**What you have to do:** List all lines of the data containing the word "styles".

········

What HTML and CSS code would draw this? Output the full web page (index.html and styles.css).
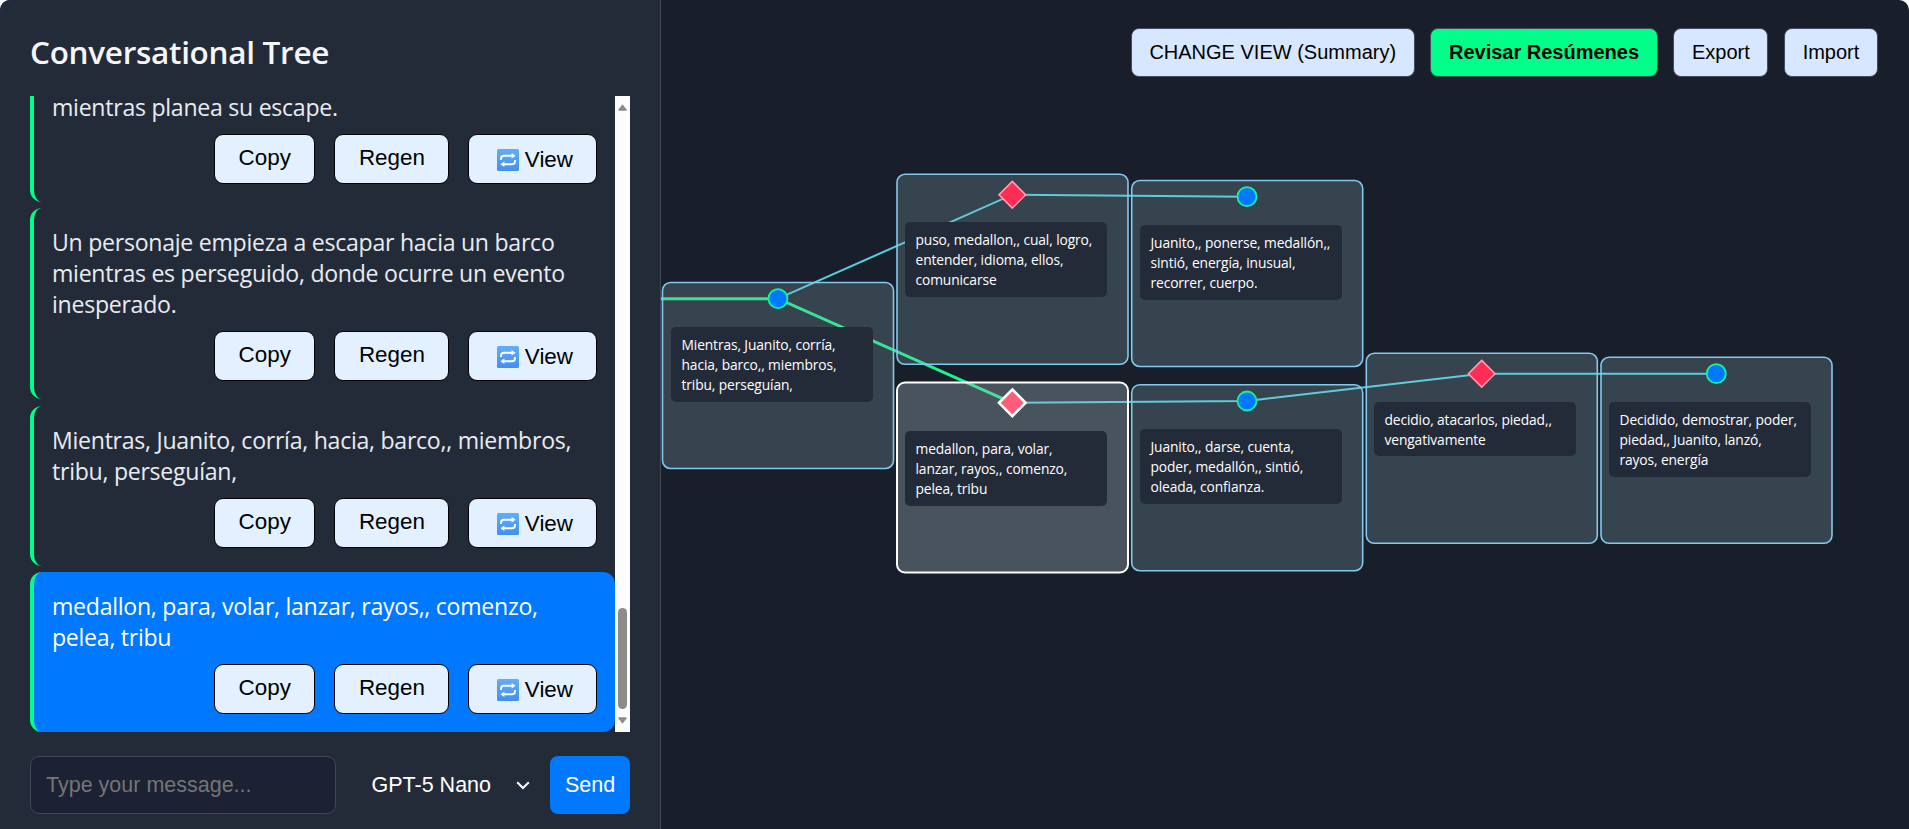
FILE: index.html
```html
<!DOCTYPE html>
<html lang="es">
<head>
<meta charset="utf-8">
<title>Conversational Tree</title>
<link rel="stylesheet" href="styles.css">
</head>
<body>
<svg class="defs" width="0" height="0" aria-hidden="true">
  <defs>
    <linearGradient id="tile" x1="0" y1="0" x2="0" y2="1"><stop offset="0" stop-color="#63adf7"/><stop offset="1" stop-color="#4090f2"/></linearGradient>
    <symbol id="repeat" viewBox="0 0 22 22">
      <rect width="22" height="22" rx="1.5" fill="url(#tile)"/>
      <path d="M4 11V9.7Q4 6.7 7 6.7H15M18 11V12.3Q18 15.3 15 15.3H7" fill="none" stroke="#fff" stroke-width="1.9"/>
      <path d="M14.6 4L18.6 6.7L14.6 9.4ZM7.4 12.6L3.4 15.3L7.4 18Z" fill="#fff"/>
    </symbol>
  </defs>
</svg>
<div class="app">
  <aside class="sidebar">
    <h1 class="title">Conversational Tree</h1>
    <div class="history">
      <div class="messages">
        <article class="message">
          <p class="text">mientras planea su escape.</p>
          <div class="actions"><button class="action">Copy</button><button class="action">Regen</button><button class="action view"><svg class="icon"><use href="#repeat"/></svg>View</button></div>
        </article>
        <article class="message">
          <p class="text">Un personaje empieza a escapar hacia un barco<br>mientras es perseguido, donde ocurre un evento<br>inesperado.</p>
          <div class="actions"><button class="action">Copy</button><button class="action">Regen</button><button class="action view"><svg class="icon"><use href="#repeat"/></svg>View</button></div>
        </article>
        <article class="message">
          <p class="text">Mientras, Juanito, corría, hacia, barco,, miembros,<br>tribu, perseguían,</p>
          <div class="actions"><button class="action">Copy</button><button class="action">Regen</button><button class="action view"><svg class="icon"><use href="#repeat"/></svg>View</button></div>
        </article>
        <article class="message active">
          <p class="text">medallon, para, volar, lanzar, rayos,, comenzo,<br>pelea, tribu</p>
          <div class="actions"><button class="action">Copy</button><button class="action">Regen</button><button class="action view"><svg class="icon"><use href="#repeat"/></svg>View</button></div>
        </article>
      </div>
      <div class="scrollbar">
        <svg class="arrow" viewBox="0 0 9 7"><path d="M4.5 .3L8.6 5.6Q8.8 6.8 8 6.8H1Q.2 6.8 .4 5.6Z"/></svg>
        <div class="thumb"></div>
        <svg class="arrow" viewBox="0 0 9 7"><path d="M4.5 6.8L8.6 1.5Q8.8 .3 8 .3H1Q.2 .3 .4 1.5Z"/></svg>
      </div>
    </div>
    <form class="composer">
      <input class="prompt" type="text" placeholder="Type your message...">
      <div class="model"><span>GPT-5 Nano</span><svg class="chevron" viewBox="0 0 14 9"><path d="M1.2 1.2L7 7L12.8 1.2"/></svg></div>
      <button class="send" type="button">Send</button>
    </form>
  </aside>
  <main class="canvas">
    <nav class="toolbar">
      <button class="tool">CHANGE VIEW (Summary)</button>
      <button class="tool primary">Revisar Resúmenes</button>
      <button class="tool">Export</button>
      <button class="tool">Import</button>
    </nav>
    <svg class="tree" viewBox="661 0 1248 829">
      <g class="links">
        <path class="link path" d="M640 298.7H778L1012.3 402.8"/>
        <path class="link" d="M778 298.7L1012.3 194.7L1247 196.7"/>
        <path class="link" d="M1012.3 402.8L1247 401L1481.7 373.7H1716.3"/>
      </g>
      <g class="cards">
        <rect x="662.5" y="282.5" width="231" height="186" rx="8"/>
        <rect x="897" y="174.3" width="231" height="190" rx="8"/>
        <rect class="selected" x="897" y="382.5" width="231" height="190" rx="8"/>
        <rect x="1131.7" y="180.5" width="231" height="186" rx="8"/>
        <rect x="1131.7" y="384.7" width="231" height="186" rx="8"/>
        <rect x="1366.3" y="353.3" width="231" height="190" rx="8"/>
        <rect x="1601" y="357.3" width="231" height="186" rx="8"/>
      </g>
      <g class="marks">
        <circle cx="778" cy="298.7" r="9.5"/>
        <circle cx="1247" cy="196.7" r="9.5"/>
        <circle cx="1247" cy="401" r="9.5"/>
        <circle cx="1716.3" cy="373.7" r="9.5"/>
        <path d="M1012.3 181.4L1025.6 194.7L1012.3 208L999 194.7Z"/>
        <path d="M1481.7 360.4L1495 373.7L1481.7 387L1468.4 373.7Z"/>
        <path class="selected" d="M1012.3 389.5L1025.6 402.8L1012.3 416.1L999 402.8Z"/>
      </g>
    </svg>
    <div class="note" style="left:10px;top:327px">Mientras, Juanito, corría,<br>hacia, barco,, miembros,<br>tribu, perseguían,</div>
    <div class="note" style="left:244px;top:222px">puso, medallon,, cual, logro,<br>entender, idioma, ellos,<br>comunicarse</div>
    <div class="note" style="left:244px;top:431px">medallon, para, volar,<br>lanzar, rayos,, comenzo,<br>pelea, tribu</div>
    <div class="note" style="left:479px;top:225px">Juanito,, ponerse, medallón,,<br>sintió, energía, inusual,<br>recorrer, cuerpo.</div>
    <div class="note" style="left:479px;top:429px">Juanito,, darse, cuenta,<br>poder, medallón,, sintió,<br>oleada, confianza.</div>
    <div class="note" style="left:713px;top:402px">decidio, atacarlos, piedad,,<br>vengativamente</div>
    <div class="note" style="left:948px;top:402px">Decidido, demostrar, poder,<br>piedad,, Juanito, lanzó,<br>rayos, energía</div>
  </main>
</div>
</body>
</html>
```

FILE: styles.css
```css
* { box-sizing: border-box; }
body { margin: 0; background: #fff; font-family: "Open Sans", "Noto Sans", sans-serif; }
.defs { position: absolute; }
button, input { font-family: "Liberation Sans", Arial, sans-serif; }
.app { display: flex; width: 1909px; height: 829px; overflow: hidden; border-radius: 10px 10px 0 0; background: #191f2a; }

.sidebar { display: flex; flex-direction: column; flex: none; width: 661px; padding: 0 30px 15px; border-right: 1px solid #414755; background: #242b38; }
.title { margin: 0; height: 96px; padding-top: 30px; font-size: 31.5px; line-height: 44px; font-weight: 600; letter-spacing: -0.3px; color: #f4f6fb; white-space: nowrap; }
.history { display: flex; width: 600px; height: 636px; overflow: hidden; }
.messages { display: flex; flex-direction: column; justify-content: flex-end; gap: 6.5px; width: 585px; }
.message { flex: none; padding: 18px; border-left: 4px solid #00ff88; border-radius: 12px; color: #e8ebf2; }
.message.active { background: #0078ff; color: #fff; }
.text { margin: 0 0 11px; padding-top: 1px; font-size: 23.1px; line-height: 31px; letter-spacing: -0.27px; white-space: nowrap; }
.actions { display: flex; justify-content: flex-end; gap: 19px; }
.action { display: flex; align-items: center; height: 50px; padding: 0 23.5px 2px; border: 1px solid #000; border-radius: 9px; background: #e2f0ff; font-size: 22.4px; color: #000; }
.view { padding: 2px 23px 0 28px; }
.icon { width: 22px; height: 22px; margin-right: 5.5px; }
.scrollbar { display: flex; flex-direction: column; align-items: center; width: 15px; padding: 8px 0; background: #fcfcfc; }
.arrow { flex: none; width: 9px; height: 7px; fill: #8b8b8b; }
.thumb { width: 9px; height: 101px; margin-top: auto; margin-bottom: 8px; border-radius: 5px; background: #8b8b8b; }

.composer { display: flex; margin-top: 24px; height: 58px; }
.prompt { width: 306px; padding: 0 15px; border: 1px solid #414759; border-radius: 9px; background: #1c2133; font-size: 21.5px; }
.prompt::placeholder { color: #757575; }
.model { display: flex; align-items: center; justify-content: space-between; width: 158px; margin-left: 35.5px; font: 21.5px "Liberation Sans", Arial, sans-serif; color: #fff; }
.chevron { width: 14px; height: 9px; fill: none; stroke: #fff; stroke-width: 2; }
.send { width: 80px; margin-left: auto; padding: 0; border: 0; border-radius: 8px; background: #0078ff; font-size: 21.5px; color: #fff; }

.canvas { position: relative; flex: 1; overflow: hidden; }
.toolbar { display: flex; justify-content: flex-end; gap: 15.5px; padding: 28px 31px 0 0; }
.tool { height: 49px; padding: 0 17.7px; border: 1px solid #414d5f; border-radius: 8px; background: #d7e7ff; font-size: 20px; color: #000; white-space: nowrap; }
.tool.primary { background: #00ff88; font-weight: 700; }
.tree { position: absolute; inset: 0; width: 1248px; height: 829px; }
.link { fill: none; stroke: #52d3e2; stroke-width: 2; }
.link.path { stroke: #1cf58a; stroke-width: 3; }
.cards rect { fill: rgba(145, 179, 190, .25); stroke: #84c9ec; stroke-width: 1.6; }
.cards .selected { fill: rgba(160, 180, 193, .35); stroke: #fff; stroke-width: 2; }
.marks circle { fill: #0078ff; stroke: #14f29a; stroke-width: 1.8; }
.marks path { fill: #ff2d55; stroke: #ff9fb3; stroke-width: 1.6; }
.marks .selected { fill: #ff5c7a; stroke: #fff; stroke-width: 2.6; }
.note { position: absolute; width: 202px; padding: 8px 0 6px 10.5px; border-radius: 5px; background: #242b38; font-size: 13.8px; line-height: 20.2px; letter-spacing: -0.12px; color: #fff; white-space: nowrap; }
```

········

**Solution to this problem:**
What HTML and CSS code would draw this? Output the full web page (index.html and styles.css).
<link rel="stylesheet" href="styles.css">
FILE: styles.css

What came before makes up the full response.